Source : Malaise dans la police : perte d’identité, violence au quotidien, politique… Par Nadège Guidou.

Entre 2005 et 2010 ; 40 à 55 policiers ont mis fin à leurs jours, chaque année, en France Le risque de suicide y est supérieur de 36 % à celui du reste de la population française

On remarque que c’est au Royaume Uni que le taux de suicide est le plus faible dans la police des pays étudiés (5 par an). Cela est-il lié au faît que la police est plus proche des citoyens dans ce pays et est perçue comme des gardiens de la Common Law et non pas comme de simples agents de la répression ?

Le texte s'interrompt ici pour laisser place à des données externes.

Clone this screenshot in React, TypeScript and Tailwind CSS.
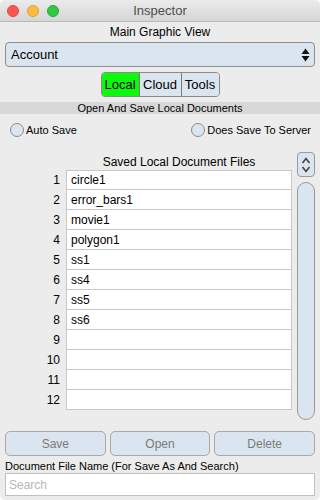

Source des chiffres mentionnés : Le Point

La moyenne du nombre de suicides dans la police sur ces cinq dernières années est de 42 par an. Source : Sénat

Et ce n’est certainement pas les gesticulations sécuritaires des différents pouvoirs politiques qui leur feront oublier les milliers de postes supprimés aggravant considérablement leursconditions de travail dans un contexte social de plus en plus tendu.

Le gouvernement actuel, comme le précédent, pense pouvoir gagner des voix dans l’électorat de la droite extrême en pratiquant la politique du "père fouettard" : il se trompe lourdement comme vont le montrer les prochaines élections. Cette politique est en outre néfaste pour le PS car elle contribue à lui faire perdre sa base sociale de l’électorat de gauche.